Reduction in Taxation
Reagan's policy of significantly lowering tax rates, including top-level personal tax rates from around 70% to 25% and providing business tax concessions.
Government Spending Reduction
Reagan's actions to reduce government spending, such as sacking White House staff, implementing a federal hiring freeze, and cutting travel expenses by 15%.
Deregulation
The process of reducing or eliminating government regulations on businesses and industries, aimed at promoting competition and efficiency.
Deficit Increase
The rise in the federal deficit during Reagan's presidency, from $59 billion in 1980 to $208 billion in 1983, due to increased borrowing and resistance to spending cuts.
Deregulation Under Carter
Actions taken by President Carter to deregulate industries like airlines, although he also introduced new regulations in other areas like working conditions and the environment.

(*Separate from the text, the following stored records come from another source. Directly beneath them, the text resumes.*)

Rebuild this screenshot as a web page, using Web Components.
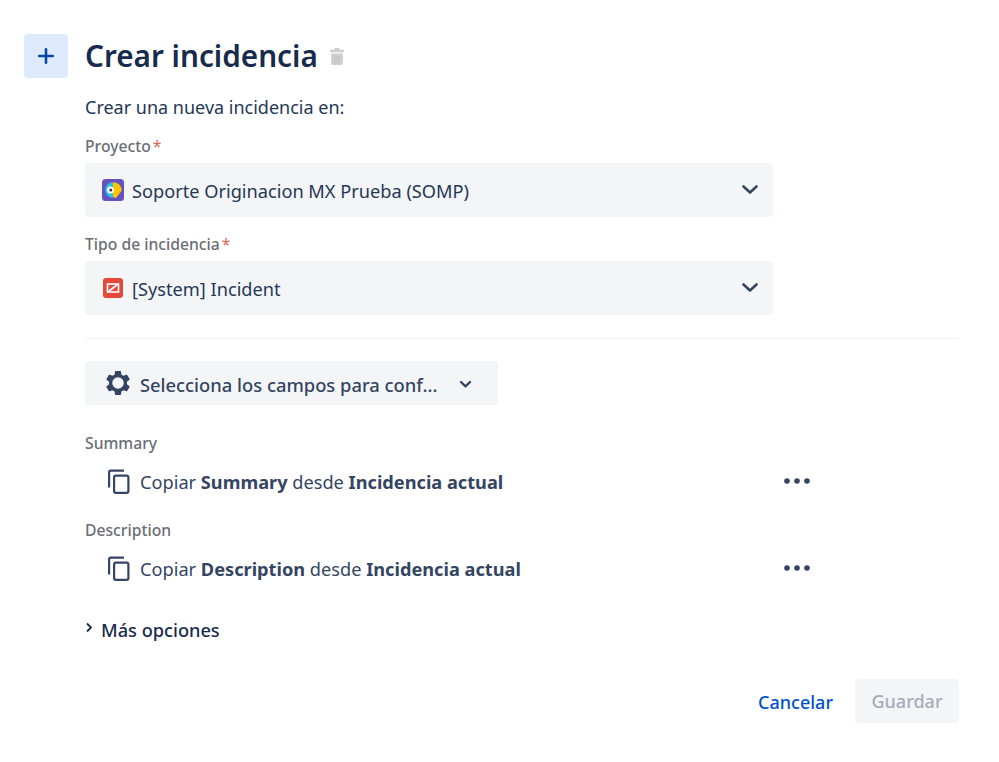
<!DOCTYPE html>
<html>
<head>
<meta charset="utf-8">
<title>Crear incidencia</title>
<style>
html, body { margin: 0; background: #fff; }
body { font-family: "Noto Sans", "Open Sans", sans-serif; }
</style>
</head>
<body>
<issue-form></issue-form>

<template id="select-tmpl">
<style>
:host { display: block; }
.label { height: 18px; line-height: 18px; font-size: 15.7px; font-weight: 500; color: #6b6e76; margin-bottom: 8px; }
.label span { color: #d9694f; margin-left: 2px; font-weight: 400; }
.box { height: 54px; box-sizing: border-box; width: 688px; background: #f4f5f7; border-radius: 4px; display: flex; align-items: center; padding: 0 13px 0 17px; color: #253858; font-size: 18.2px; }
.icon { width: 22px; height: 22px; margin-right: 8px; display: flex; }
.text { flex: 1; padding-top: 2px; }
svg { display: block; }
</style>
<div class="label"><slot name="label"></slot><span>*</span></div>
<div class="box">
  <div class="icon"><slot name="icon"></slot></div>
  <div class="text"><slot></slot></div>
  <svg width="20" height="20" viewBox="0 0 20 20"><path d="M3.500 6.500 10 12.500 16.500 6.500" fill="none" stroke="#344563" stroke-width="2.600" stroke-linecap="round" stroke-linejoin="round"/></svg>
</div>
</template>

<template id="copy-tmpl">
<style>
:host { display: block; }
.label { height: 18px; line-height: 18px; font-size: 15.7px; font-weight: 500; color: #6b6e76; margin-bottom: 14px; }
.row { display: flex; align-items: center; height: 32px; padding-left: 22px; color: #344563; font-size: 18.2px; width: 726px; box-sizing: border-box; }
.row svg { display: block; }
.text { flex: 1; margin-left: 9px; }
::slotted(b) { font-weight: 700; }
</style>
<div class="label"><slot name="label"></slot></div>
<div class="row">
  <svg width="24" height="26" viewBox="0 0 24 26"><path d="M2.100 18.500V3.200A1.600 1.600 0 0 1 3.700 1.600H17" fill="none" stroke="#344563" stroke-width="2.200"/><rect x="7.100" y="6.600" width="14.300" height="17.300" rx="1.800" fill="none" stroke="#344563" stroke-width="2.200"/></svg>
  <div class="text"><slot></slot></div>
  <svg width="28" height="8" viewBox="0 0 28 8" style="margin-top:-3px"><circle cx="4" cy="4" r="2.800" fill="#344563"/><circle cx="14" cy="4" r="2.800" fill="#344563"/><circle cx="24" cy="4" r="2.800" fill="#344563"/></svg>
</div>
</template>

<template id="form-tmpl">
<style>
:host { display: block; box-sizing: border-box; width: 999px; height: 762px; padding: 34px 40px 0 24px; color: #172b4d; }
header { display: flex; align-items: center; height: 44px; }
.plus { width: 44px; height: 44px; background: #deebff; border-radius: 4px; display: flex; align-items: center; justify-content: center; margin-right: 17px; }
h1 { margin: 0; font-size: 29.7px; font-weight: 600; line-height: 40px; color: #172b4d; }
.trash { margin-left: 11px; display: block; }
main { margin-left: 61px; }
.intro { font-size: 18px; line-height: 24px; color: #253858; margin: 17px 0 18px; height: 24px; }
issue-select + issue-select { margin-top: 18px; }
hr { border: 0; height: 1px; background: #f1f2f4; margin: 23px 0 22px; }
.fields { display: flex; align-items: center; width: 413px; height: 44px; box-sizing: border-box; background: #f4f5f7; border-radius: 4px; padding: 0 24px 0 18px; font-size: 18.35px; font-weight: 500; color: #344563; }
.fields span { flex: 1; margin-left: 7px; padding-top: 3px; }
.fields svg { display: block; }
.fields .caret { margin-top: 1px; }
issue-copy { margin-top: 23px; }
issue-copy.first { margin-top: 29px; }
.more { display: flex; align-items: center; margin-top: 31px; height: 28px; font-size: 18.2px; font-weight: 500; color: #172b4d; }
.more svg { margin-right: 7px; margin-top: -6px; display: block; }
footer { display: flex; justify-content: flex-end; align-items: center; margin-top: 35px; }
.cancel { font-size: 18px; font-weight: 500; color: #0052cc; margin-right: 22px; padding-top: 2px; }
.save { width: 104px; height: 44px; background: #f4f5f7; border-radius: 4px; display: flex; align-items: center; justify-content: center; font-size: 18px; font-weight: 500; color: #a5adba; }
</style>
<header>
  <div class="plus"><svg width="18" height="18" viewBox="0 0 18 18"><path d="M9 2.200V15.800M2.200 9H15.800" stroke="#0747a6" stroke-width="2.600" stroke-linecap="round"/></svg></div>
  <h1>Crear incidencia</h1>
  <svg class="trash" width="16" height="19" viewBox="0 0 18 21"><path d="M6 2.500A1.500 1.500 0 0 1 7.500 1h3A1.500 1.500 0 0 1 12 2.500V3h4.200A1 1 0 0 1 17 4v1.600H1V4a1 1 0 0 1 .8-1H6z" fill="#cfcfcf"/><path d="M2.400 7h13.200v11.400a1.600 1.600 0 0 1-1.600 1.600H4a1.600 1.600 0 0 1-1.600-1.600z" fill="#cfcfcf"/><path d="M6.500 9.500v8M9 9.500v8M11.500 9.500v8" stroke="#bdbdbd" stroke-width="1"/></svg>
</header>
<main>
  <div class="intro">Crear una nueva incidencia en:</div>
  <issue-select>
    <span slot="label">Proyecto</span>
    <svg slot="icon" width="22" height="22" viewBox="0 0 22 22"><rect width="22" height="22" rx="3.500" fill="#6554c0"/><path d="M11 3.200A7.800 7.800 0 0 0 11 18.800z" fill="#26c6e8"/><path d="M11 3.200A8.500 8.500 0 0 1 19.800 11.500L14 19l-3-1z" fill="#ffc400"/><circle cx="8.500" cy="11" r="3.500" fill="#fff"/><circle cx="8.800" cy="11" r="1.500" fill="#253858"/></svg>
    Soporte Originacion MX Prueba (SOMP)
  </issue-select>
  <issue-select>
    <span slot="label">Tipo de incidencia</span>
    <svg slot="icon" width="22" height="22" viewBox="0 0 22 22"><rect x="1" y="1" width="20" height="20" rx="3" fill="#e5493a"/><rect x="5.500" y="7" width="11" height="8" fill="none" stroke="#fff" stroke-width="1.600"/><path d="M6.500 14.500 15.500 7.500" stroke="#fff" stroke-width="1.600"/></svg>
    [System] Incident
  </issue-select>
  <hr>
  <div class="fields">
    <svg width="30" height="30" viewBox="0 0 24 24"><path fill="#344563" d="M19.140 12.940c.04-.3.06-.61.06-.94s-.02-.64-.07-.94l2.030-1.580a.49.49 0 0 0 .12-.61l-1.920-3.320a.49.49 0 0 0-.59-.22l-2.390.96a7 7 0 0 0-1.620-.94l-.36-2.540a.48.48 0 0 0-.48-.41h-3.840a.48.48 0 0 0-.47.41l-.36 2.540c-.59.24-1.130.57-1.620.94l-2.390-.96a.48.48 0 0 0-.59.22L2.740 8.870a.48.48 0 0 0 .12.61l2.030 1.580c-.05.3-.09.63-.09.94s.02.64.07.94l-2.030 1.580a.49.49 0 0 0-.12.61l1.920 3.320c.12.22.37.29.59.22l2.390-.96c.5.38 1.030.7 1.620.94l.36 2.540c.05.24.24.41.48.41h3.840c.24 0 .44-.17.47-.41l.36-2.540c.59-.24 1.130-.56 1.620-.94l2.390.96c.22.08.47 0 .59-.22l1.920-3.320a.48.48 0 0 0-.12-.61zM12 16.600A4.600 4.600 0 1 1 12 7.400a4.600 4.600 0 0 1 0 9.200z"/></svg>
    <span>Selecciona los campos para conf...</span>
    <svg class="caret" width="16" height="16" viewBox="0 0 16 16"><path d="M3 6 7.500 10.300 12 6" fill="none" stroke="#344563" stroke-width="2.400" stroke-linecap="round" stroke-linejoin="round"/></svg>
  </div>
  <issue-copy class="first"><span slot="label">Summary</span>Copiar <b>Summary</b> desde <b>Incidencia actual</b></issue-copy>
  <issue-copy><span slot="label">Description</span>Copiar <b>Description</b> desde <b>Incidencia actual</b></issue-copy>
  <div class="more"><svg width="9" height="11" viewBox="0 0 9 11"><path d="M2 1.500 6 5.500 2 9.500" fill="none" stroke="#172b4d" stroke-width="1.800"/></svg>Más opciones</div>
  <footer>
    <div class="cancel">Cancelar</div>
    <div class="save">Guardar</div>
  </footer>
</main>
</template>

<script>
function makeEl(name, tmplId) {
  customElements.define(name, class extends HTMLElement {
    constructor() {
      super();
      const shadow = this.attachShadow({mode: 'open'});
      shadow.appendChild(document.getElementById(tmplId).content.cloneNode(true));
    }
  });
}
makeEl('issue-select', 'select-tmpl');
makeEl('issue-copy', 'copy-tmpl');
makeEl('issue-form', 'form-tmpl');
</script>
</body>
</html>
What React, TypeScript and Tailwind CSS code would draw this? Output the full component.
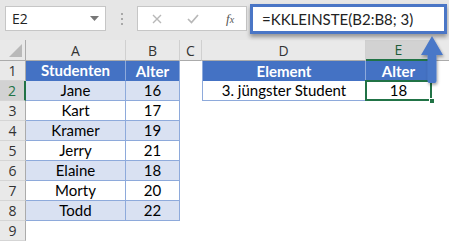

Financial Risks from Deregulation
The negative consequences of deregulation, including risky financial practices by institutions, leading to unsafe investments, savings losses, and economic crises like the savings and loans industry collapse.
Negative Trade Deficit
A situation where a country imports more goods and services than it exports, resulting in economic challenges like job losses in industries such as textiles due to cheaper foreign imports.
Congressional Block on Deregulation
Instances where Congress prevented full deregulation, like maintaining regulations on environmental issues and blocking the removal of certain industry regulations, limiting Reagan's deregulatory efforts.
Unpopularity of Deregulation
Long-term dissatisfaction with deregulation due to negative outcomes like high air travel prices, service collapses, and businesses prioritizing profits over public welfare.